Слова риторика, витийство и их синонимы в памятниках письменности XI‑XVII вв

   Учебники риторики отсутствуют на Руси до XVII в., однако известность слов риторика, ветийство (через ять) и многочисленного круга синонимов, обозначающих искусство речи (благоречие, добрословие, красноглаголание, хитрословие и т. д.), не вызывает сомнений. Ниже публикуются цитаты из различных сочинений, показывающих, сколь многообразен был пласт слов, которые осмысляли правила речи как образ благого поведения человека Древней Руси.

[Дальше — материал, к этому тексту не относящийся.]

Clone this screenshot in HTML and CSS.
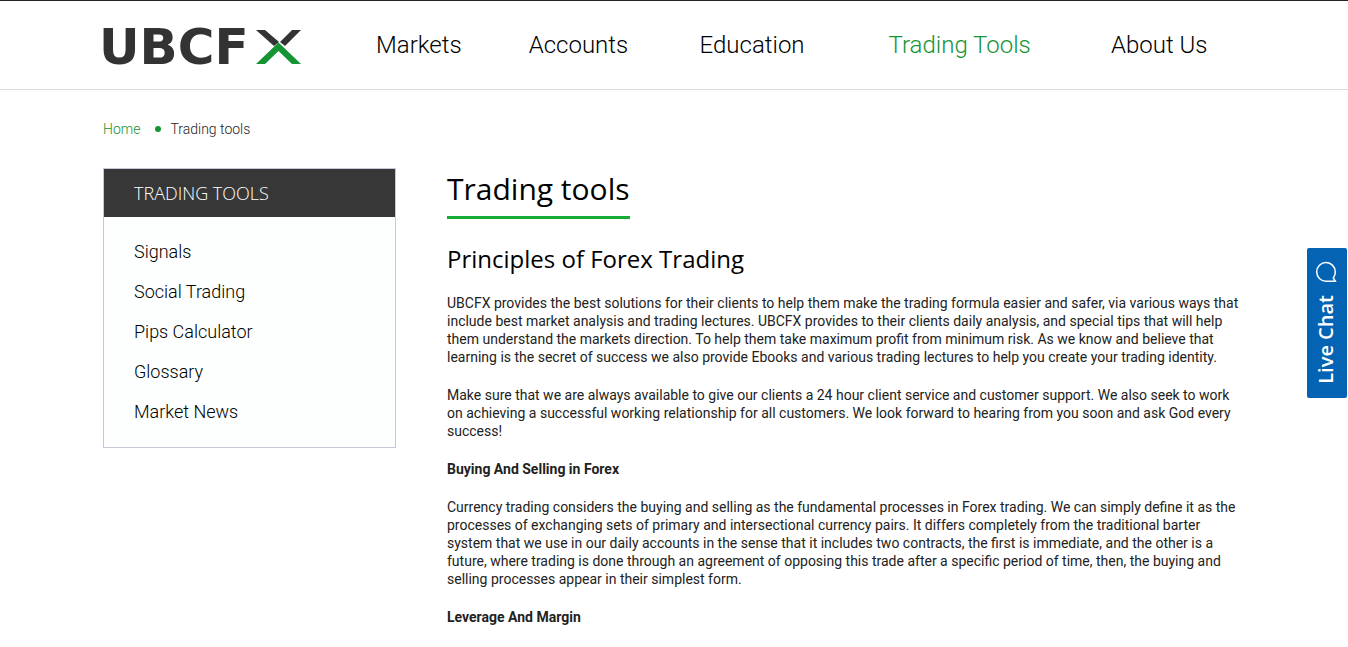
FILE: index.html
```html
<!DOCTYPE html>
<html lang="en">
<head>
    <meta charset="UTF-8">
    <meta name="viewport" content="width=device-width, initial-scale=1.0">
    <title>Trading tools - UBCFX</title>
    <link rel="stylesheet" href="styles.css">
</head>
<body>

    <header class="header">
        <div class="container header-inner">
            <a href="#" class="logo" aria-label="UBCFX">
                <svg width="208" height="62" viewBox="-8 -13 208 62">
                    <text class="logo-text" x="-4" y="35">UBCF</text>
                    <path fill="#333" d="M153 1h9l14 12-5 4zM189 1h9l-16 16-5-4z"/>
                    <path fill="#159434" d="M175.500 13.500L198 35h-9l-13.500-13L162 35h-9z"/>
                </svg>
            </a>
            <nav class="menu">
                <a href="#">Markets</a>
                <a href="#">Accounts</a>
                <a href="#">Education</a>
                <a href="#" class="active">Trading Tools</a>
                <a href="#">About Us</a>
            </nav>
        </div>
    </header>

    <div class="container">
        <div class="breadcrumb">
            <a href="#">Home</a>
            <span class="dot"></span>
            <span>Trading tools</span>
        </div>

        <div class="main">
            <aside class="sidebar">
                <h3>TRADING TOOLS</h3>
                <ul>
                    <li><a href="#">Signals</a></li>
                    <li><a href="#">Social Trading</a></li>
                    <li><a href="#">Pips Calculator</a></li>
                    <li><a href="#">Glossary</a></li>
                    <li><a href="#">Market News</a></li>
                </ul>
            </aside>

            <div class="content">
                <h1>Trading tools</h1>
                <h2>Principles of Forex Trading</h2>
                <p>UBCFX provides the best solutions for their clients to help them make the trading formula easier and safer, via various ways that include best market analysis and trading lectures. UBCFX provides to their clients daily analysis, and special tips that will help them understand the markets direction. To help them take maximum profit from minimum risk. As we know and believe that learning is the secret of success we also provide Ebooks and various trading lectures to help you create your trading identity.</p>
                <p>Make sure that we are always available to give our clients a 24 hour client service and customer support. We also seek to work on achieving a successful working relationship for all customers. We look forward to hearing from you soon and ask God every success!</p>
                <p><strong>Buying And Selling in Forex</strong></p>
                <p>Currency trading considers the buying and selling as the fundamental processes in Forex trading. We can simply define it as the processes of exchanging sets of primary and intersectional currency pairs. It differs completely from the traditional barter system that we use in our daily accounts in the sense that it includes two contracts, the first is immediate, and the other is a future, where trading is done through an agreement of opposing this trade after a specific period of time, then, the buying and selling processes appear in their simplest form.</p>
                <p><strong>Leverage And Margin</strong></p>
            </div>
        </div>
    </div>

    <button type="button" class="live-chat">
        <svg width="22" height="22" viewBox="0 0 22 22" fill="none" stroke="#fff" stroke-width="1.500">
            <path d="M11 20.200A9.300 9.300 0 1 1 20.300 11c0 2.500-.8 4.300-2 6l2 3.200z"/>
        </svg>
        <span>Live Chat</span>
    </button>

</body>
</html>
```
FILE: styles.css
```css
* {
    box-sizing: border-box;
}

body {
    margin: 0;
    border-top: 1px solid #222;
    background-color: #fff;
    color: #222;
    font-family: Roboto, Arial, sans-serif;
    font-size: 14px;
    line-height: 18px;
}

a {
    color: inherit;
    text-decoration: none;
}

.container {
    max-width: 1142px;
    margin: 0 auto;
}

/* header */
.header {
    border-bottom: 1px solid #ddd;
}

.header-inner {
    display: flex;
    align-items: center;
    height: 88px;
}

.logo {
    flex: 0 0 236px;
    padding-top: 4px;
}

.logo svg {
    display: block;
    margin-left: -8px;
}

.logo-text {
    font-family: "DejaVu Sans", Verdana, sans-serif;
    font-size: 50px;
    font-weight: bold;
    fill: #333;
}

.menu {
    flex: 1;
    display: grid;
    grid-template-columns: 40fr 40fr 47fr 57fr 43fr;
    text-align: center;
    color: #000;
    font-size: 24px;
    font-weight: 300;
    line-height: 32px;
}

.menu a:hover,
.menu .active {
    color: #159434;
}

/* breadcrumb */
.breadcrumb {
    display: flex;
    align-items: center;
    padding: 30px 0;
    font-weight: 300;
}

.breadcrumb a {
    color: #159434;
}

.dot {
    width: 6px;
    height: 6px;
    margin: 0 9px 0 15px;
    border-radius: 50%;
    background-color: #159434;
}

.main {
    display: flex;
    align-items: flex-start;
    gap: 51px;
}

/* sidebar */
.sidebar {
    flex: 0 0 293px;
    border: 1px solid #c8c8dc;
    background-color: #fdfffe;
    color: #000;
    font-size: 18px;
    font-weight: 300;
}

.sidebar h3 {
    margin: 0;
    padding: 0 30px;
    background-color: #373737;
    color: #fff;
    font-family: "Open Sans", sans-serif;
    font-size: 18px;
    font-weight: 300;
    line-height: 48px;
}

.sidebar ul {
    margin: 0;
    padding: 15px 30px;
    list-style: none;
    line-height: 40px;
}

/* content */
.content {
    flex: 1;
}

h1, h2 {
    color: #000;
    font-family: "Open Sans", sans-serif;
    font-weight: 400;
}

h1 {
    width: fit-content;
    margin: 0 0 24px;
    padding-bottom: 6px;
    border-bottom: 3px solid #15ad35;
    font-size: 30px;
    line-height: 42px;
}

h2 {
    margin: 0 0 20px;
    font-size: 24px;
    line-height: 31px;
}

p {
    margin: 0 0 20px;
}

/* live chat tab */
.live-chat {
    position: fixed;
    top: 248px;
    right: 1px;
    display: flex;
    flex-direction: column;
    align-items: center;
    gap: 12px;
    width: 40px;
    height: 150px;
    padding: 13px 2px 13px 0;
    border: none;
    border-radius: 2px;
    background-color: #0463b3;
    color: #fff;
    font-family: "Open Sans", sans-serif;
    font-size: 20px;
    font-weight: 600;
    line-height: 26px;
    cursor: pointer;
}

.live-chat span {
    writing-mode: vertical-rl;
    transform: rotate(180deg);
}
```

   Слово риторика до XVII в. встречается только в формах риторикия (риторикыа) и реже ритория (риториа), восходящих к греческому слову rhetorike; впервые отмечено в «Житии Феодора Студийского» XII в. В этом же «Житии…» встречается слово ритор (от греч. rhetor). Форма ритори́ка как перевод латинского rhetorica впервые отмечена в «Риторике» 1620 г. (см. публикацию ниже) и в таком виде утверждается в XVII в.
   Важно заметить, что древние русичи в XI‑XIV вв. предпочитали греко-латинскому корню славянские слова ветийство, ветий и подобные, обозначавшие говорение, речь и бывшие также переводами греческих rhetorike и rhetor (ср. современные слова ответ, совет, привет, завет, навет и др.). Только с XVII в. начинается преобладание латинского слова риторика над продолжавшим существовать словом витийство, которое пишется теперь преимущественно через и и осмысляется как «витье, плетение словес».

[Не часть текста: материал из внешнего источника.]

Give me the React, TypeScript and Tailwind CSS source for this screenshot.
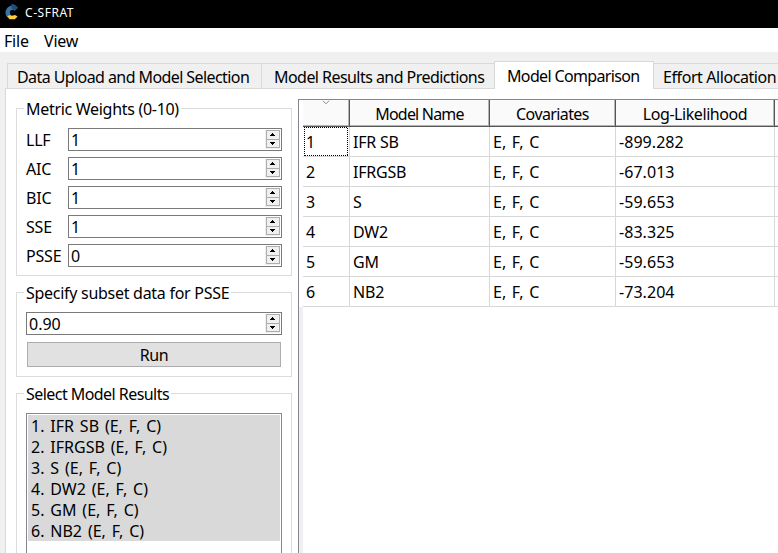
import React from "react";

function Spin({ value, full }: { value: string; full?: boolean }) {
  return (
    <div
      className={
        "flex h-[23px] items-start justify-between border border-[#7a7a7a] bg-white " +
        (full ? "w-[256px]" : "w-[214px]")
      }
    >
      <span className="h-[21px] pl-[2px] leading-[22px]">{value}</span>
      <svg className="mt-px mr-px block" width="15" height="19" shapeRendering="crispEdges">
        <rect width="15" height="19" fill="#f0f0f0" />
        <rect x="1.5" y="0.5" width="13" height="17" fill="#f0f0f0" stroke="#adadad" />
        <path d="M1 9.5h14" stroke="#adadad" />
        <path d="M7 3h1v1h1v1h1v1h-5v-1h1v-1h1zM5 12h5v1h-1v1h-1v1h-1v-1h-1v-1h-1z" fill="#000" />
      </svg>
    </div>
  );
}

function Group({
  title,
  className,
  track,
  children,
}: {
  title: string;
  className: string;
  track: string;
  children: React.ReactNode;
}) {
  return (
    <section className={"w-[276px] shrink-0 border border-[#dcdcdc] " + className}>
      <h2 className={"-mt-[12px] ml-[7px] h-[22px] w-fit bg-white px-[2px] leading-[24px] " + track}>{title}</h2>
      {children}
    </section>
  );
}

const weights = [
  ["LLF", "1"],
  ["AIC", "1"],
  ["BIC", "1"],
  ["SSE", "1"],
  ["PSSE", "0"],
];

const rows = [
  ["IFR SB", "-899.282"],
  ["IFRGSB", "-67.013"],
  ["S", "-59.653"],
  ["DW2", "-83.325"],
  ["GM", "-59.653"],
  ["NB2", "-73.204"],
];

const headCell =
  "h-[27px] border-r border-b border-[#555555] bg-[#fafafa] shadow-[inset_-1px_-1px_0_#b5b5b5] text-center leading-[29px]";
const cell = "h-[30px] border-r border-b border-[#d8d8d8] pl-[3px] leading-[30px]";

export default function App() {
  return (
    <div className="flex h-[553px] w-[778px] flex-col overflow-hidden bg-[#f0f0f0] font-['Noto_Sans',sans-serif] text-[16px] whitespace-pre text-black">
      <header className="flex h-[28px] shrink-0 bg-black text-white">
        <svg className="mt-[3px] ml-[3px]" width="17" height="18" viewBox="0 0 17 18">
          <path d="M13.2 6.2A4.8 4.8 0 1 0 6 13" fill="none" stroke="#3674a8" strokeWidth="4.4" />
          <path d="M8.5 1A7 7 0 0 1 14.8 5L11.5 7.3A4 4 0 0 0 8.5 5.4z" fill="#1f4e79" />
          <path d="M4.2 13.2L7 12l2 .8 3-.8 2.6 1.6-2.8 2.6H6.5z" fill="#ffcb3a" />
        </svg>
        <span className="ml-[5px] text-[12px] leading-[26px] tracking-[0.55px]">C-SFRAT</span>
      </header>
      <nav className="flex h-[24px] shrink-0 bg-white pl-[4px] leading-[26px] tracking-[-0.2px]">
        <span className="w-[40px]">File</span>
        <span>View</span>
      </nav>
      <div className="flex h-[36px] shrink-0 items-end pl-[7px]">
        <div className="h-[25px] w-[254px] shrink-0 border-t border-l border-[#d9d9d9] pl-[9px] leading-[27px] tracking-[-0.58px]">
          Data Upload and Model Selection
        </div>
        <div className="h-[25px] w-[233px] shrink-0 border-t border-l border-[#d9d9d9] pl-[12px] leading-[27px] tracking-[-0.55px]">
          Model Results and Predictions
        </div>
        <div className="relative -mb-px h-[28px] w-[160px] shrink-0 border-x border-t border-[#d9d9d9] bg-white pl-[12px] leading-[29px] tracking-[-0.65px]">
          Model Comparison
        </div>
        <div className="h-[25px] w-[140px] shrink-0 border-t border-[#d9d9d9] pl-[9px] leading-[27px] tracking-[-0.42px]">
          Effort Allocation
        </div>
      </div>
      <main className="ml-[5px] flex h-[465px] w-[773px] border-t border-l border-[#d9d9d9] bg-white">
        <aside className="flex w-[292px] flex-col pt-[19px] pl-[10px]">
          <Group title="Metric Weights (0-10)" className="h-[168px]" track="tracking-[-0.3px]">
            <div className="flex flex-col gap-[6px] pt-[9px] pl-[9px]">
              {weights.map(([k, v]) => (
                <div key={k} className="flex h-[23px]">
                  <span className="w-[42px] leading-[24px] tracking-[-0.2px]">{k}</span>
                  <Spin value={v} />
                </div>
              ))}
            </div>
          </Group>
          <Group title="Specify subset data for PSSE" className="mt-[16px] h-[85px]" track="tracking-[-0.28px]">
            <div className="flex flex-col gap-[7px] pt-[9px] pl-[9px]">
              <Spin value="0.90" full />
              <button className="ml-px h-[25px] w-[254px] border border-[#adadad] bg-[#e1e1e1] leading-[24px] tracking-[-0.4px]">
                Run
              </button>
            </div>
          </Group>
          <Group title="Select Model Results" className="mt-[16px] h-[200px]" track="tracking-[-0.55px]">
            <div className="mt-[9px] ml-[9px] h-[170px] w-[256px] border border-[#828790] p-px">
              {rows.map(([n], i) => (
                <div key={n} className="h-[21px] bg-[#d9d9d9] pl-[3px] leading-[23px] [word-spacing:1.7px]">
                  {i + 1}. {n} (E, F, C)
                </div>
              ))}
            </div>
          </Group>
        </aside>
        <section className="mt-[10px] flex w-[480px] border-t border-l border-[#828790]">
          <div className="w-[4px] shrink-0 bg-[#f0f0f0]">
            <div className="h-[207px] bg-white" />
          </div>
          <div className="grid shrink-0 auto-rows-min grid-cols-[47px_140px_126px_159px_10px]">
            <div className={headCell}>
              <svg className="mx-auto block" width="8" height="5" viewBox="0 0 8 5">
                <path d="M1 .8L4 3.8 7 .8" fill="none" stroke="#888" />
              </svg>
            </div>
            <div className={headCell + " tracking-[-0.8px]"}>Model Name</div>
            <div className={headCell + " tracking-[-0.6px]"}>Covariates</div>
            <div className={headCell + " tracking-[-0.43px]"}>Log-Likelihood</div>
            <div className={headCell} />
            {rows.map(([n, v], i) => (
              <React.Fragment key={n}>
                <div className={cell + " relative"}>
                  {i + 1}
                  {i === 0 && (
                    <svg
                      className="absolute top-0 left-px"
                      width="44"
                      height="29"
                      shapeRendering="crispEdges"
                      stroke="#000"
                      strokeDasharray="1 1"
                    >
                      <path d="M0 .5h44M1 28.5h43M.5 0v29M43.5 1v28" />
                    </svg>
                  )}
                </div>
                <div className={cell + " tracking-[-0.2px]"}>{n}</div>
                <div className={cell + " [word-spacing:1.5px]"}>E, F, C</div>
                <div className={cell + " tracking-[0.05px]"}>{v}</div>
                <div className={cell} />
              </React.Fragment>
            ))}
          </div>
        </section>
      </main>
    </div>
  );
}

   Оба слова риторика и витийство соединяют в древнерусском языке два значения: искусство речи и мудрость; соответственно ритор и вития – оратор, мудрец (впрочем, и сами науки или искусства называются в Древней Руси мудростями).
   В древнерусских текстах отмечено около 20 синонимов слова риторика:
   благословие
   благоглаголанье
   благоречие
   благоязычие
   хитрословие
   хитроречие
   велеречие
   великогласие
   добрословие
   доброглаголанье
   доброречие
   доброязычие
   златословие
   златоустие
   искуснословие
   многовещание
   краснословие
   красноглаголанье
   красноречие
   сладкогласие
 
   Для понимания искусства речи в Древней Руси важно преимущественное осмысление хорошей речи как благословия и доброречия, элемент красно- начинает активно использоваться лишь в XVII в. и вызывает иногда двойственное отношение: слова красноглаголание (в азбуковниках) и краснословие (в «Риторике» 1620 г.) употребляются в положительном смысле. Слово же красноречие впервые отмечено у его хулителя – протопопа Аввакума.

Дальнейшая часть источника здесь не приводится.